We’ve all caught one of those viruses that bombards us with pop-up ads for knock-off Viagra or just slows our computer to a crawl. Some computer viruses are a little… stranger than that.
The MacMag Virus
The MacMag virus was known for being considerate. MacMag was developed by Richard Brandow. The virus delivered a message of world peace for Mac users, and then deleted itself automatically. If it did any lasting damage to the networks on which it proliferated, we still don’t know about it.
The Pikachu Virus
The Pikachu virus used an image of Pikachu to entice children to spread the virus so that it could delete vital Windows files… but the coder behind the virus wasn’t such a brilliant hacker, and Pikachu accidentally asked for permission before deleting any files.
Stoned
Created by a New Zealand college student in 1987, Stoned would render your computer “hungry,” “paranoid” and “sluggish.” “Legalize Marijuana” can be found in the code of the virus.
Ita-tako
Ika-tako was a Japanese virus created in 2010. The virus was disguised as a music file that would replace your files with images of a cute little cartoon squid.

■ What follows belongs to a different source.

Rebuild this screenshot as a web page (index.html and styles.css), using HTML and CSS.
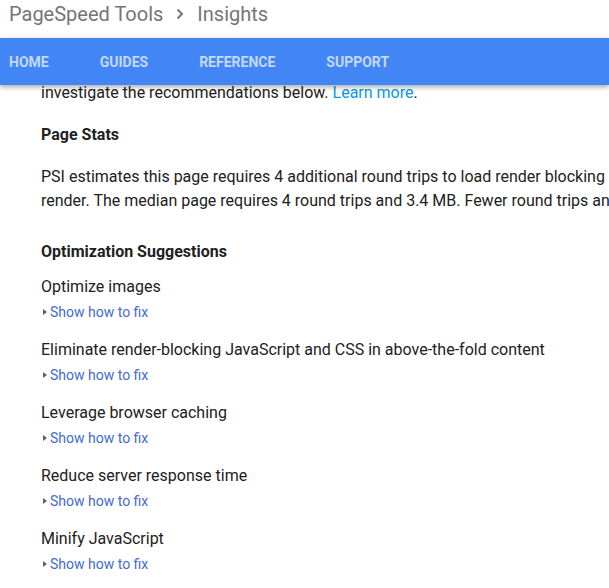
FILE: index.html
```html
<!DOCTYPE html>
<html>
<head>
<meta charset="utf-8">
<link rel="stylesheet" href="styles.css">
</head>
<body>
<header class="top">
  <span class="crumb">PageSpeed Tools</span>
  <svg class="chev" width="10" height="14" viewBox="0 0 10 14"><path d="M2.5 2.5 L7 7 L2.5 11.5" fill="none" stroke="#757575" stroke-width="2"/></svg>
  <span class="crumb">Insights</span>
</header>
<nav class="nav">
  <a class="nav-item">HOME</a>
  <a class="nav-item">GUIDES</a>
  <a class="nav-item">REFERENCE</a>
  <a class="nav-item">SUPPORT</a>
</nav>
<main class="content">
  <p class="line intro">investigate the recommendations below. <a class="learn">Learn more</a>.</p>
  <h3 class="heading stats">Page Stats</h3>
  <p class="para">
    <span class="line">PSI estimates this page requires 4 additional round trips to load render blocking resources and 0.9 MB to fully</span>
    <span class="line">render. The median page requires 4 round trips and 3.4 MB. Fewer round trips and smaller sizes allow the page to load faster.</span>
  </p>
  <h3 class="heading opt">Optimization Suggestions</h3>
  <div class="rules">
    <div class="rule">
      <div class="rule-title">Optimize images</div>
      <div class="fix"><span class="tri"></span><a class="fix-link">Show how to fix</a></div>
    </div>
    <div class="rule">
      <div class="rule-title">Eliminate render-blocking JavaScript and CSS in above-the-fold content</div>
      <div class="fix"><span class="tri"></span><a class="fix-link">Show how to fix</a></div>
    </div>
    <div class="rule">
      <div class="rule-title">Leverage browser caching</div>
      <div class="fix"><span class="tri"></span><a class="fix-link">Show how to fix</a></div>
    </div>
    <div class="rule">
      <div class="rule-title">Reduce server response time</div>
      <div class="fix"><span class="tri"></span><a class="fix-link">Show how to fix</a></div>
    </div>
    <div class="rule">
      <div class="rule-title">Minify JavaScript</div>
      <div class="fix"><span class="tri"></span><a class="fix-link">Show how to fix</a></div>
    </div>
  </div>
</main>
</body>
</html>
```
FILE: styles.css
```css
html, body {
  margin: 0;
  padding: 0;
  overflow: hidden;
  background: #fff;
  font-family: Roboto, "Liberation Sans", sans-serif;
}
.top {
  height: 38px;
  display: flex;
  align-items: center;
  padding-left: 9px;
  gap: 12px;
  box-sizing: border-box;
  padding-bottom: 10px;
}
.crumb {
  font-size: 20px;
  color: #757575;
}
.nav {
  position: relative;
  z-index: 2;
  height: 47px;
  background: #4285f4;
  display: flex;
  align-items: center;
  gap: 51px;
  padding-left: 9px;
  box-shadow: 0 2px 5px rgba(0,0,0,0.35);
}
.nav-item {
  font-size: 14px;
  font-weight: 700;
  color: rgba(255,255,255,0.7);
}
.content {
  padding-left: 41px;
  color: #212121;
  font-size: 16px;
  white-space: nowrap;
}
.line { display: block; }
.intro {
  margin: 0;
  line-height: 16px;
}
.learn { color: #039be5; }
.heading {
  margin: 0;
  font-size: 16px;
  font-weight: 700;
  line-height: 24px;
}
.stats { margin-top: 22px; }
.para {
  margin: 18px 0 0;
  line-height: 24px;
}
.opt { margin-top: 27px; }
.rules { margin-top: 11px; }
.rule { height: 63px; }
.rule-title { line-height: 24px; }
.fix {
  display: flex;
  align-items: center;
  line-height: 26px;
  font-size: 14px;
}
.tri {
  width: 0;
  height: 0;
  border-top: 3.5px solid transparent;
  border-bottom: 3.5px solid transparent;
  border-left: 4px solid #616161;
  margin-left: 2px;
  margin-right: 3px;
}
.fix-link { color: #3f6ad8; }
```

The virus spread over file-sharing networks and infected tens of thousands of computers.
Ping Pong
Ping Pong was developed at the University of Turin in the late eighties. After booting from an infected floppy disk, the virus would show a ping pong ball bouncing around the screen.
Skulls Trojan Horse
The Skulls trojan horse was the first virus known to exclusively target mobiles, infecting Nokias in 2004 and replacing applications with icons of skull and crossbones.
These oddities may help us to understand why some people create viruses: Because they’re pranksters. They want to see if they can create a virus that replaces your Nokia apps with pirate flags, or make your computer get “stoned.” If only more virus developers were this creative.